Euro 2016: Don’t provoke French officers, British police warn amid new clashes | International | The Independent
11 Giugno 2016A tear gas canister explodes under a football fan as England fans clash with police in Marseille GETTY
independent.co.uk – Euro 2016: Don’t provoke French officers, British police warn amid new clashes. Senior British officers have also arrested seven people who had planned to travel to France, two of whom have already been served with banning orders –
England football fans were involved in violent clashes with French police in Marseille for a second successive night on Friday evening ahead of their first game, against Russia, on Saturday, as British officers warned that there will be a low tolerance threshold for drink-fuelled anti-social behaviour.
Supporters who had been drinking for most of the day at the Queen Victoria pub in the Old Port district of the city threw bottles at French riot police, who used tear gas to disperse them. The officers, who wore full riot gear, were seen marching towards hundreds of England fans who ran away down the street.
Bare-chested England fans sang songs about the IRA and German bombers being shot down and fist fights broke out between English, French and Russian-speaking men. One man was thrown into the harbour after he was beaten to the ground by local fans.
The clashes came after a first night of violence in the southern French city on Thursday. Police with helmets, batons and shields grappled troublemakers to the ground on Friday night amid beer bottles and rubbish strewn across the cobbled streets, ahead of England’s opening game with Russia.
The second night of violence came in spite of British police forcing a notorious English football hooligan who has received widespread coverage in the French media as a potential agitator to surrender his passport in the UK.
James Shayler, 50, the so-called ‘Pig of Marseille’, was located by police who simply knocked on his front door in Wellingborough, Northamptonshire, earlier this week.

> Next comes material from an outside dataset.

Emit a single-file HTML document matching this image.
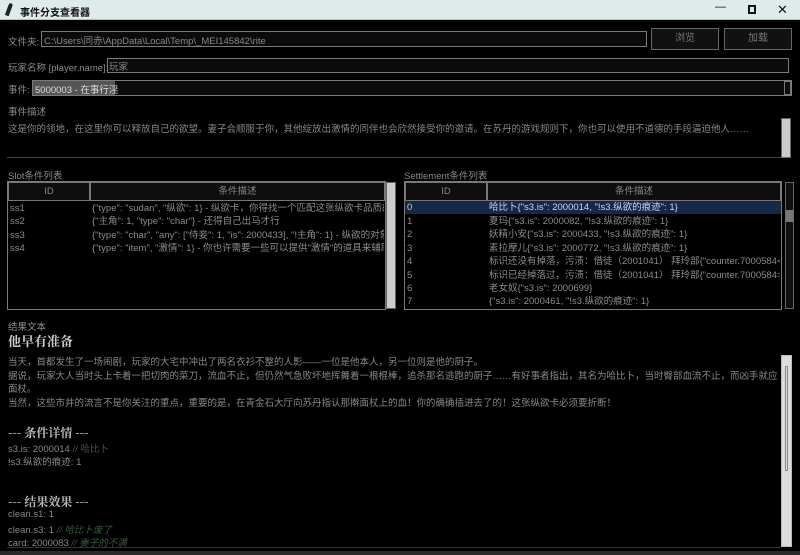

Shayler was jailed in France in 1998 and acquired the nickname for his role in provoking violence when England played Tunisia here. But after he was quoted in several British newspapers predicting there would be a repeat of the 1998 violence this weekend, he was arrested and bailed at Northampton Magistrates Court, pending a police application for a banning order. He has had to surrender his passport.
Senior British officers have also arrested seven people who had planned to travel to France, two of whom have already been served with banning orders. Officers are operating at British ports and will stop individuals whose behaviour looks as if it poses a threat to public disorder and send them home, pending work to satisfy courts that they should be served with a banning order.